(ProsperNews.net) – A man who spent over four decades behind bars for a murder he didn’t commit walked free from prison only to be immediately shackled again, this time by immigration authorities determined to deport him to a country he left as a baby.
Story Highlights
- Subramanyam Vadam served 43 years for a wrongful murder conviction before being exonerated
- ICE detained him immediately upon prison release based on a decades-old drug conviction
- He faces deportation to India, a country he left at 9 months old and has no connection to
- The case represents one of the longest wrongful imprisonments in Pennsylvania history
From Infant Immigrant to Wrongful Conviction
Subramanyam “Subu” Vadam arrived in Pennsylvania from India in the 1960s when he was just 9 months old. Like countless immigrant families, his parents sought the American dream for their son. That dream turned into a nightmare when Vadam was wrongfully convicted of murder in the early 1980s at age 19, following an earlier guilty plea for intent to distribute LSD.
The murder conviction would steal the next 43 years of his life. During those decades of wrongful imprisonment, Vadam watched America change through prison walls while his immigration status remained frozen in time, making him vulnerable to deportation based on his youthful drug offense.

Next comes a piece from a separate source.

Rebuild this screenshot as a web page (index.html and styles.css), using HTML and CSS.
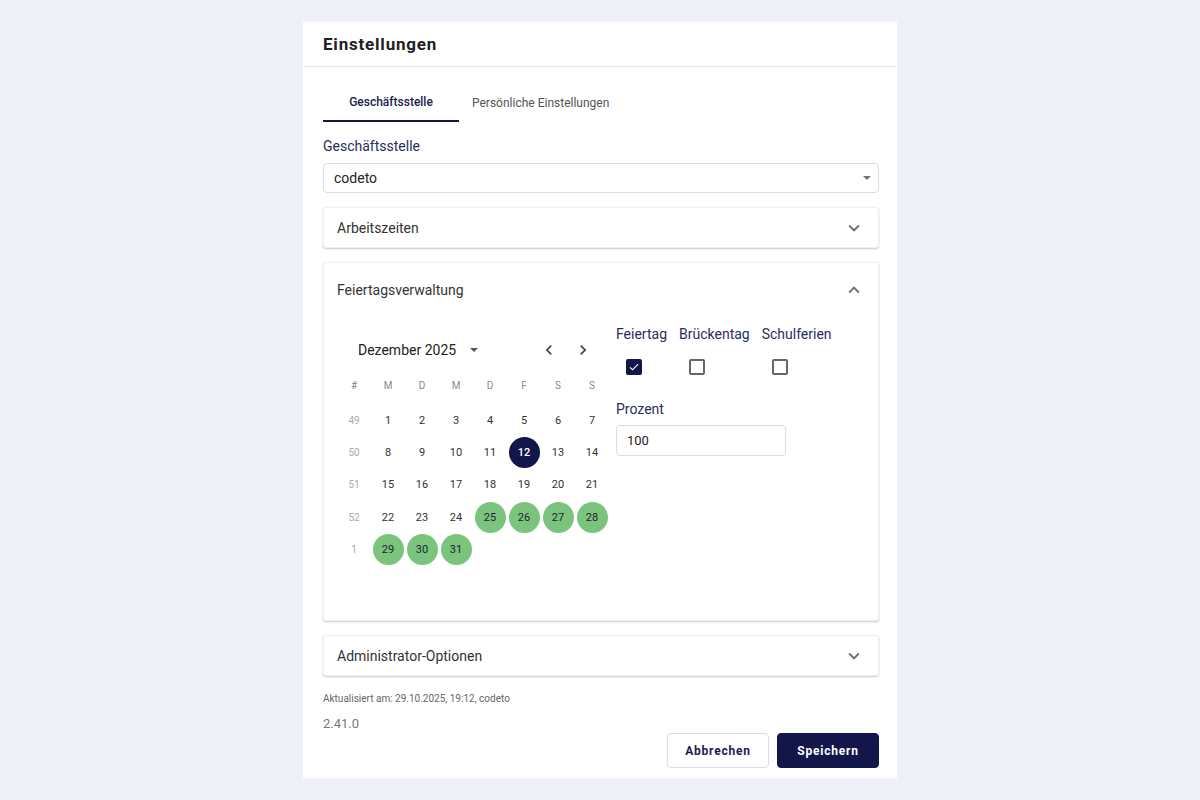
FILE: index.html
```html
<!DOCTYPE html>
<html lang="de">
<head>
  <meta charset="utf-8">
  <title>Einstellungen</title>
  <link rel="stylesheet" href="styles.css">
</head>
<body>

<div class="dialog">
  <header class="dialog-head">
    <h2>Einstellungen</h2>
  </header>

  <div class="dialog-body">

    <div class="tabs">
      <div class="tab active">Geschäftsstelle</div>
      <div class="tab">Persönliche Einstellungen</div>
    </div>

    <label class="field-label">Geschäftsstelle</label>
    <div class="select">
      <span>codeto</span>
      <span class="caret"></span>
    </div>

    <!-- Arbeitszeiten -->
    <div class="accordion">
      <div class="acc-head">
        <span>Arbeitszeiten</span>
        <svg class="chev" width="22" height="22" viewBox="0 0 24 24"><path d="M7.41 8.59 12 13.17l4.59-4.58L18 10l-6 6-6-6z"/></svg>
      </div>
    </div>

    <!-- Feiertage -->
    <div class="accordion open">
      <div class="acc-head">
        <span>Feiertagsverwaltung</span>
        <svg class="chev" width="22" height="22" viewBox="0 0 24 24"><path d="M7.41 15.41 12 10.83l4.59 4.58L18 14l-6-6-6 6z"/></svg>
      </div>
      <div class="acc-content">
        <div class="calendar">
          <div class="cal-head">
            <span class="month">Dezember 2025</span>
            <span class="caret dark"></span>
            <span class="spacer"></span>
            <svg class="nav" width="20" height="20" viewBox="0 0 24 24"><path d="M15.41 7.41 14 6l-6 6 6 6 1.41-1.41L10.83 12z"/></svg>
            <svg class="nav" width="20" height="20" viewBox="0 0 24 24"><path d="M10 6 8.59 7.41 13.17 12l-4.58 4.59L10 18l6-6z"/></svg>
          </div>
          <div class="cal-grid" id="grid"></div>
        </div>

        <div class="options">
          <div class="checks">
            <div class="check-col">
              <span class="check-label">Feiertag</span>
              <span class="box checked">
                <svg width="14" height="14" viewBox="0 0 24 24"><path d="M9 16.17 4.83 12l-1.42 1.41L9 19 21 7l-1.41-1.41z" fill="#fff"/></svg>
              </span>
            </div>
            <div class="check-col">
              <span class="check-label">Brückentag</span>
              <span class="box"></span>
            </div>
            <div class="check-col">
              <span class="check-label">Schulferien</span>
              <span class="box"></span>
            </div>
          </div>
          <label class="field-label small">Prozent</label>
          <div class="input">100</div>
        </div>
      </div>
    </div>

    <!-- Admin -->
    <div class="accordion">
      <div class="acc-head">
        <span>Administrator-Optionen</span>
        <svg class="chev" width="22" height="22" viewBox="0 0 24 24"><path d="M7.41 8.59 12 13.17l4.59-4.58L18 10l-6 6-6-6z"/></svg>
      </div>
    </div>

    <p class="updated">Aktualisiert am: 29.10.2025, 19:12, codeto</p>
    <p class="version">2.41.0</p>

    <div class="actions">
      <button type="button" class="btn">Abbrechen</button>
      <button type="button" class="btn primary">Speichern</button>
    </div>
  </div>
</div>

<script>
var grid = document.getElementById("grid")
var html = ""
var heads = ["#", "M", "D", "M", "D", "F", "S", "S"]
for (var i = 0; i < heads.length; i++) {
  html += "<span class='wd'>" + heads[i] + "</span>"
}
// december 2025 starts on a monday
var weeks = [49, 50, 51, 52, 1]
var day = 1
for (var w = 0; w < weeks.length; w++) {
  html += "<span class='wk'>" + weeks[w] + "</span>"
  for (var d = 0; d < 7; d++) {
    if (day > 31) {
      html += "<span></span>"
      continue
    }
    var cls = "day"
    if (day == 12) cls += " today"
    if (day >= 25) cls += " holiday"
    html += "<span class='" + cls + "'>" + day + "</span>"
    day++
  }
}
grid.innerHTML = html
</script>
</body>
</html>
```

FILE: styles.css
```css
* {
  box-sizing: border-box;
}

body {
  margin: 0;
  background: #edf0f7;
  font-family: Roboto, "Liberation Sans", Arial, sans-serif;
  color: #333;
}

/* dialog frame */
.dialog {
  width: 594px;
  margin: 22px auto 0;
  background: #fff;
  height: 756px;
}

.dialog-head {
  height: 45px;
  padding: 0 20px;
  display: flex;
  align-items: center;
  border-bottom: 1px solid #e4e6ea;
}

.dialog-head h2 {
  margin: 0;
  font-size: 17px;
  font-weight: 700;
  letter-spacing: 0.8px;
  color: #1f2024;
}

.dialog-body {
  padding: 16px 18px 0 20px;
}

/* tabs */
.tabs {
  display: flex;
  height: 39px;
}

.tab {
  display: flex;
  align-items: center;
  justify-content: center;
  font-size: 12px;
  color: #555;
  padding: 0 13px;
}

.tab.active {
  width: 136px;
  color: #1a1d4e;
  font-weight: 500;
  border-bottom: 2px solid #14174a;
}

.field-label {
  display: block;
  margin-top: 15px;
  font-size: 14px;
  line-height: 18px;
  color: #2a2d5c;
}

.select {
  margin-top: 8px;
  height: 30px;
  border: 1px solid #dcdde2;
  border-radius: 4px;
  padding: 0 7px 0 10px;
  display: flex;
  align-items: center;
  justify-content: space-between;
  font-size: 14px;
  color: #222;
}

.caret {
  width: 0;
  height: 0;
  border-left: 4.5px solid transparent;
  border-right: 4.5px solid transparent;
  border-top: 4.5px solid #757575;
}

.caret.dark {
  border-top-color: #555;
  margin-left: 14px;
}

/* accordions */
.accordion {
  margin-top: 14px;
  background: #fff;
  border: 1px solid #f0f0f2;
  border-radius: 3px;
  box-shadow: 0 1px 2px rgba(0, 0, 0, 0.22);
}

.acc-head {
  height: 39px;
  padding: 0 13px 0 13px;
  display: flex;
  align-items: center;
  justify-content: space-between;
  font-size: 14px;
  color: #333;
}

.accordion.open .acc-head {
  height: 53px;
}

.chev {
  fill: #6f6f6f;
}

.acc-content {
  display: flex;
  padding: 9px 0 0 13px;
  height: 304px;
}

/* calendar */
.calendar {
  width: 272px;
}

.cal-head {
  height: 50px;
  display: flex;
  align-items: center;
  padding: 0 0 0 21px;
}

.month {
  font-size: 14px;
  font-weight: 400;
  color: #222;
}

.spacer {
  flex: 1;
}

.nav {
  fill: #444;
  margin-left: 14px;
}

.nav:last-child {
  margin-right: 16px;
}

.cal-grid {
  display: grid;
  grid-template-columns: repeat(8, 34px);
  grid-template-rows: 29px repeat(5, 32.3px);
  align-items: center;
  justify-items: center;
}

.cal-grid .wd {
  font-size: 10px;
  line-height: 22px;
  color: #888;
  align-self: start;
}

.cal-grid .wk {
  font-size: 10px;
  color: #aaa;
}

.day {
  width: 31px;
  height: 31px;
  border-radius: 50%;
  display: flex;
  align-items: center;
  justify-content: center;
  font-size: 11px;
  color: #333;
}

.day.today {
  background: #13164a;
  color: #fff;
  font-weight: 500;
}

.day.holiday {
  background: #7bc47e;
  color: #223;
}

/* options right of calendar */
.options {
  margin-left: 7px;
}

.checks {
  display: flex;
  gap: 12px;
}

.check-col {
  display: flex;
  flex-direction: column;
}

.check-label {
  font-size: 14px;
  line-height: 18px;
  color: #2a2d5c;
}

.box {
  margin: 16px 0 0 10px;
  width: 16px;
  height: 16px;
  border: 2px solid #666;
  border-radius: 2px;
  display: flex;
  align-items: center;
  justify-content: center;
}

.box.checked {
  background: #13164a;
  border-color: #13164a;
}

.field-label.small {
  margin-top: 25px;
}

.input {
  margin-top: 7px;
  width: 170px;
  height: 31px;
  border: 1px solid #dcdde2;
  border-radius: 4px;
  padding: 0 10px;
  display: flex;
  align-items: center;
  font-size: 13px;
  color: #222;
}

/* footer */
.updated {
  margin: 17px 0 0;
  font-size: 10px;
  color: #666;
}

.version {
  margin: 12px 0 0;
  font-size: 13px;
  color: #777;
}

.actions {
  display: flex;
  justify-content: flex-end;
  gap: 8px;
  margin-top: 2px;
}

.btn {
  height: 35px;
  width: 102px;
  border: 1px solid #dcdde2;
  border-radius: 4px;
  background: #fff;
  font-family: inherit;
  font-size: 12px;
  font-weight: 700;
  letter-spacing: 0.8px;
  color: #1e2150;
}

.btn.primary {
  background: #13164a;
  border-color: #13164a;
  color: #fff;
}
```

Justice Finally Served, Then Immediately Denied
In August 2025, Pennsylvania Judge Jonathan Grin vacated Vadam’s murder conviction after discovering that prosecutors had suppressed exculpatory evidence, a violation of his constitutional due process rights. The suppressed evidence would have likely prevented his wrongful conviction four decades earlier. District Attorney Bernie Cana dismissed the charges entirely, acknowledging that a retrial would be both impossible and unjust.
On October 3, 2025, Vadam finally walked out of Huntington State Correctional Institution as a free man. His freedom lasted mere moments. Immigration and Customs Enforcement agents were waiting outside the prison gates, immediately detaining him based on a deportation order tied to his decades-old drug conviction, the same minor offense that occurred before his wrongful murder conviction.
The Double Punishment Dilemma
Vadam’s case exposes a cruel gap in American justice where exonerees can face what amounts to double punishment. While the criminal justice system acknowledged its catastrophic error and freed him, immigration law offers no such mercy or recognition of the injustice he endured. The man who should be receiving compensation and apologies instead faces banishment to a country he doesn’t know.
Immigration law allows deportation of non-citizens with certain criminal convictions regardless of subsequent exonerations for other crimes. This legal framework fails to account for cases like Vadam’s, where wrongful imprisonment prevented any opportunity to naturalize or address immigration status. His legal team argues that deporting him would compound the injustice already suffered through four decades of wrongful incarceration.
A System That Fails Its Most Vulnerable
The Vadam case represents more than individual injustice, it reveals systemic failures that disproportionately impact immigrants caught in America’s overlapping criminal and immigration enforcement systems. His situation demonstrates how old convictions, even minor ones, can become permanent chains binding immigrants to potential deportation regardless of their ties to America or subsequent life circumstances.
Legal advocates argue that cases like Vadam’s demand legislative reform to protect exonerees from automatic deportation, especially when wrongful imprisonment prevented naturalization opportunities. The intersection of prosecutorial misconduct and immigration enforcement creates a perfect storm of injustice that few are equipped to survive with their American dreams intact.